That is the real goal and mission of the FED.
Shut this guy up and STOP all the schemes. END THE FED.
A true economic slave.
A new form of slavery does seem to be the eventual goal.
‘They just aren’t “insane” anymore, no more lending 500K to a strawberry picker with a 10K/yr W2 income.’
It might be hard for FOMC members, who entirely missed the ginormous housing bubble that formed right under their proboscises, to objectively judge whether mortgage lending standards are tight or loose.
“They just aren’t “insane” anymore, no more lending 500K to a strawberry picker with a 10K/yr W2 income.”
The “insanity” of those times wasn’t all that insane for the lender (at least in the short-term) because in those times the lender didn’t have to hang onto the loan.
Now he does. And now that he has to hang onto the loan he also has to hang on to the risk of the loan.
And therin lies the main difference between then and now.
In addition, the risk for the lender really drops if the lender is annointed with the status of TBTF.
Combo,
I must’ve missed when the banks started hanging on to their own mortgages. There is only one lender around me that holds onto their loans and even that loan officer is quick to share that could change at any time. There is just too much pressure on their small bank when everyone else in the area is passing on risk to someone else.

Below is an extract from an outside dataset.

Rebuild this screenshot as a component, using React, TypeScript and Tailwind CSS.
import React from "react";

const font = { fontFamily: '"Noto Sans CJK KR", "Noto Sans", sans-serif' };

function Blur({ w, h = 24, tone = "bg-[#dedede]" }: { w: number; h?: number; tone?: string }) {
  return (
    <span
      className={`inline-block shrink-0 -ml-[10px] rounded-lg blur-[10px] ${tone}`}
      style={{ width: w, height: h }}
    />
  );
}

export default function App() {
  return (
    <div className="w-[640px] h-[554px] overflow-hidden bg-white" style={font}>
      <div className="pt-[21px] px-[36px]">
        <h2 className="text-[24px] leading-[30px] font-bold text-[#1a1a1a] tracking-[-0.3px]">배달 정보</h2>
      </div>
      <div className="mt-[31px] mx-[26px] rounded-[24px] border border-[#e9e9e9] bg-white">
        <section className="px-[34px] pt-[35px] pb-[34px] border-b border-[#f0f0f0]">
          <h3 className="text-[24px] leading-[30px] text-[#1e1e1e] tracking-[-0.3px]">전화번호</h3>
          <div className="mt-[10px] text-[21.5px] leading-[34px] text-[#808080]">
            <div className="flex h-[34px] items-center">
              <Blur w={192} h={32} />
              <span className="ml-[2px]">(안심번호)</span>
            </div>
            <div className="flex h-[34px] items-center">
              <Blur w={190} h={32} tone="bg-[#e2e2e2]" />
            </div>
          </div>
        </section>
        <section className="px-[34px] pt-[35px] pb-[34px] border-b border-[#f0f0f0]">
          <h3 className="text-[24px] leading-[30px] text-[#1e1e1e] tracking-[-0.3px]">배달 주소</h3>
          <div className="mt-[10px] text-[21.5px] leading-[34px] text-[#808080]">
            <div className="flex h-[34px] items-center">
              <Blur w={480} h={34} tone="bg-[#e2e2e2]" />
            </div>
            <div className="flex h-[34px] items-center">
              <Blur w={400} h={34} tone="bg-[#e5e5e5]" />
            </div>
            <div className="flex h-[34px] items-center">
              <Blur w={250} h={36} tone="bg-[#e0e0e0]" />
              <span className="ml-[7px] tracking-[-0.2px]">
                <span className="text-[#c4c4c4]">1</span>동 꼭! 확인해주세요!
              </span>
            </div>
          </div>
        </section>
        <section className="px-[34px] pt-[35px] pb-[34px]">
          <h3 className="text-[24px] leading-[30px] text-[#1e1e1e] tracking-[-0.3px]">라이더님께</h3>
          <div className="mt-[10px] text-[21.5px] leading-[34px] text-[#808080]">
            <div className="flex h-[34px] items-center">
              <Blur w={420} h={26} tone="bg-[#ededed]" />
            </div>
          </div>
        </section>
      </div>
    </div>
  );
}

Btw, there is usually a basket of potential buyers of our local mortgages. Some were sold on to other investment banks that I’m assuming woud do the securititzation. Everyone but that one small bank seemed to sell to BAC. Chase’s name came up often and sometimes Wells Fargo. Then there were those unknown names I always assumed were warehouse lenders.
“Now he does. And now that he has to hang onto the loan he also has to hang on to the risk of the loan. ”
You are going to need to prove that one, Combo. I don’t believe it. Most banks don’t have the capital to actually make and hold on to the loans, even with fractional reserve lending. They are still selling the loans. They are just being required to provide better loans for the securitization pools.
So, are they actually requiring down payments now? 20% down on a 150k house is still 30 grand. How many people have that kind of money layin’ around?
I can only surmise from the prices I see that down payments still must not be a thing, because some of these 150k houses are in really sketchy neighborhoods, and anybody with 30k in cash ready for a down payment wouldn’t want to live there.
I read you should have saved at least $1000 for every year old you are once you hit 30.
On what planet?
All this was inspired by the principle–which is quite true within itself–that in the big lie there is always a certain force of credibility; because the broad masses of a nation are always more easily corrupted in the deeper strata of their emotional nature than consciously or voluntarily; and thus in the primitive simplicity of their minds they more readily fall victims to the big lie than the small lie, since they themselves often tell small lies in little matters but would be ashamed to resort to large-scale falsehoods. It would never come into their heads to fabricate colossal untruths, and they would not believe that others could have the impudence to distort the truth so infamously. Even though the facts which prove this to be so may be brought clearly to their minds, they will still doubt and waver and will continue to think that there may be some other explanation. For the grossly impudent lie always leaves traces behind it, even after it has been nailed down, a fact which is known to all expert liars in this world and to all who conspire together in the art of lying.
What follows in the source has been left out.